Another interesting and vital task of DC is its capacity to induce T-cells into Helper cells which in turn stimulate B-cells to transform into Plasma cells. Plasma cells are the body’s biological factory for the manufacturing of antibodies which neutralize the invading pathogen.
According to the Food and Drug Administration, DCs have been recognized as an immune therapy that harnesses the body’s own defense mechanisms to fight cancers. In patients of compromised or suppressed DC activity, studies on tumor cells have shown that if DCs can be extracted from the body, presented with antigens of the disease in treatment, and reinfused into the patient’s blood stream, tumors caused by the disease reduce in size and immunity against that disease is acquired. As a result, today there are 49 completed and 116 current clinical trials which utilize dendritic based cell therapies in the treatment of cancers such as prostate, ovarian, glioblastoma, melanoma, lymphoma, and renal cell carcinoma. The crowning jewel of which is the development of a cancer vaccine, which has had great success. The Food and Drug Administration (FDA), on April 29, 2010, approved the first ever cancer vaccine, a treatment that trains the body’s own immune system to fight cancerous tumors in the prostate. The treatment cost about $93,000 per patient and is available in 50 cancer treatment centers across the U.S. The vaccine, called Provenge (generic name sipuleucel-T), was developed by a Seattle-based biotech company, Dendreon Corporation. Lori Valigra, Mass High Tech correspondent, writes that “Vaccines represent a relatively new approach to fighting the spread of cancer, having appeared in the last decade” (see previous link). Valigra explains that the underlying doctrine “is similar to a vaccine for a disease like measles: an injection in the arm induces an immune response that helps the body fight a particular pathogen, in this case, a cancer. An effective immune response would then shrink tumors and extend lives.”
Hailed as the “dawning of the vaccine era,” Thomas Davis, MD, senior vice president and chief medical officer at Celldex Therapeutics Inc. Davis noted,
“a critical turning point for cancer vaccines was the discovery by Drs. Ralph Steinman and Zanvil A. Cohn [co-discoverer] at Rockefeller University in New York of dendritic cells, which are pivotal to the immune system.
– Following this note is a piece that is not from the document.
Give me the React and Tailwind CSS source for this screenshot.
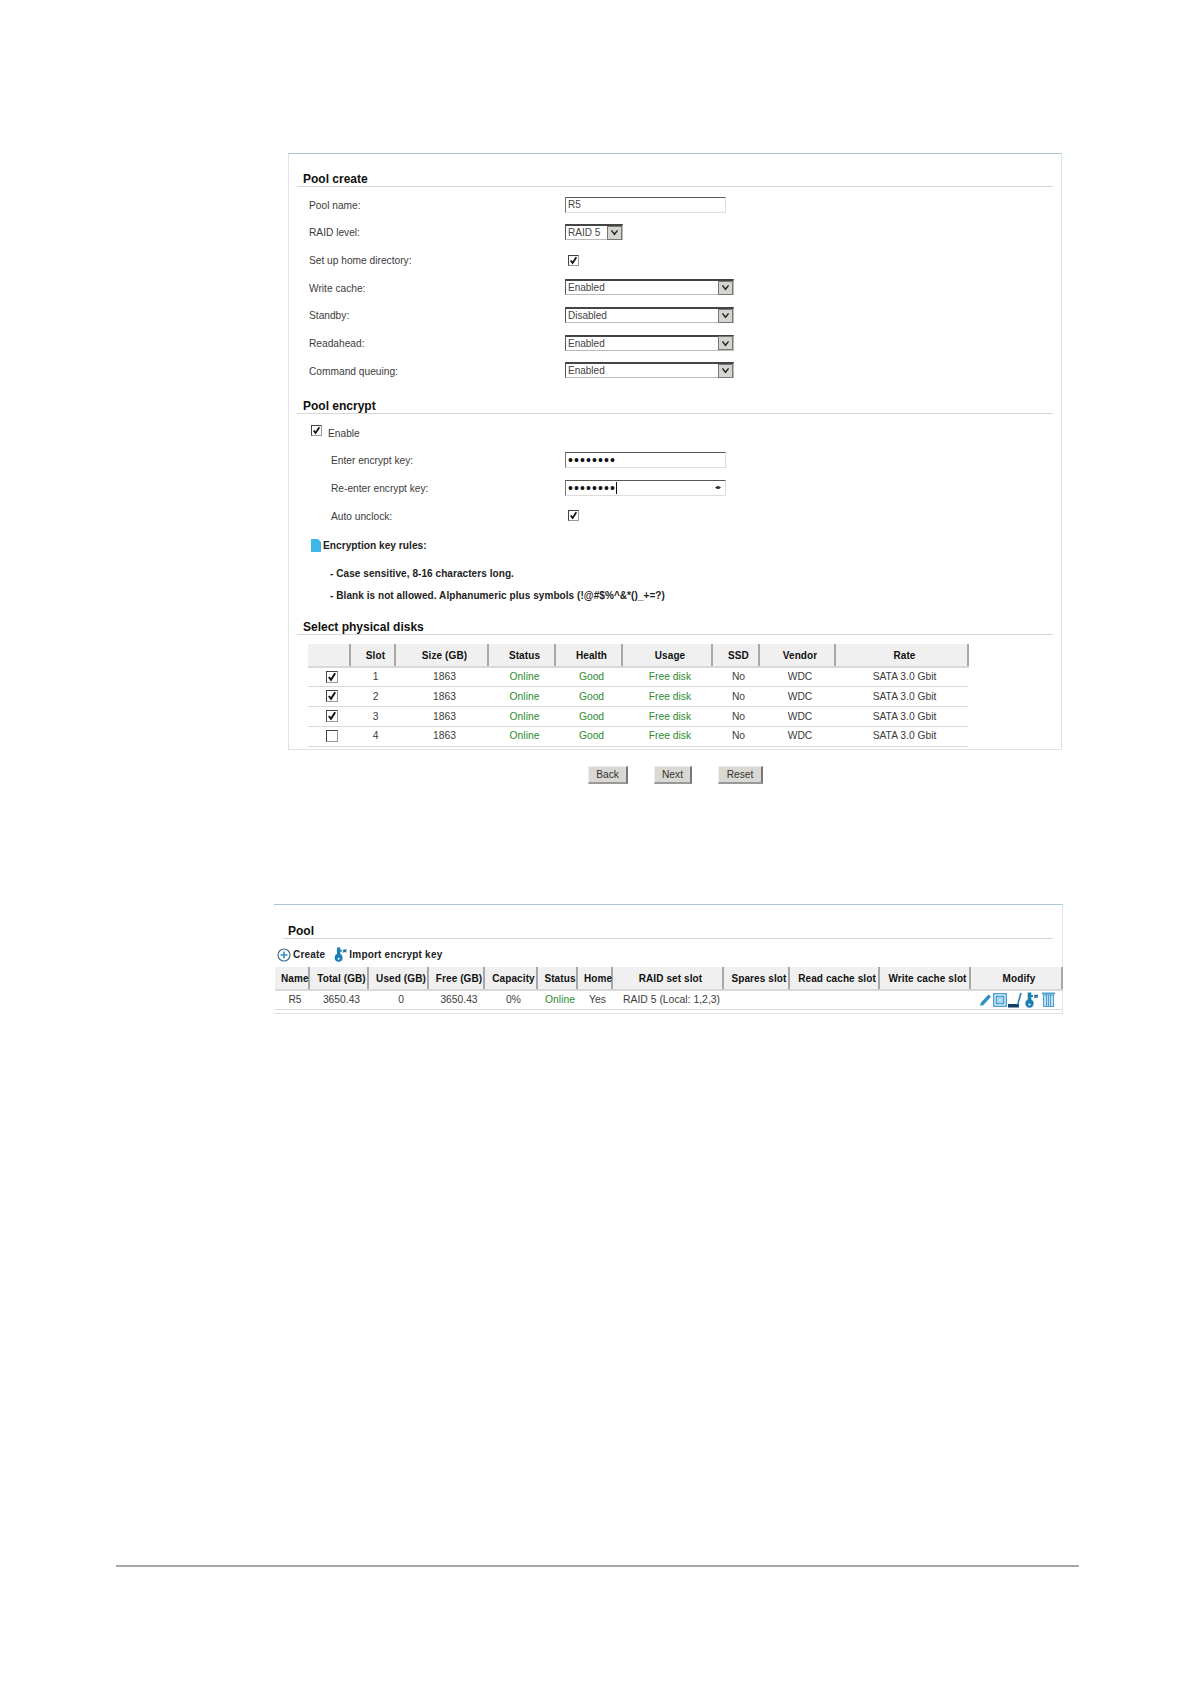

The cells don’t work well in patients with cancer. There’s still a lot we do not know, but we are getting a better sense of how dendritic cells work and how cancer suppresses them.”
In the past doctors were limited to traditional chemotherapeutical drugs, but with the approval coming from FDA for developing DC based therapies, we are indeed harnessing the body’s natural biological and immuno-regulatory agents to cure illnesses. Dr. Edgar Engleman, one of the innovators of Provenge, believes that the approval of this new form of treatment may in fact “herald a new wave of cancer treatments that will not necessarily come with the many negative side effects typically associated with chemotherapy and radiation therapy.”
While a complete cancer vaccine may be years away, discoveries such as Steinman’s often take years to come to their full fruition. Just as Pierre and Marie Curie could not have know the place of radiation in our lives today, so too are the possibilities of dendritic cell therapy. Dr. Steinman is no longer with us, but the knowledge he has left about how the body defends itself from invasions and attacks from harmful pathogens while working to produce adaptive immunity will forever be a part of our lives in the 21st century and beyond.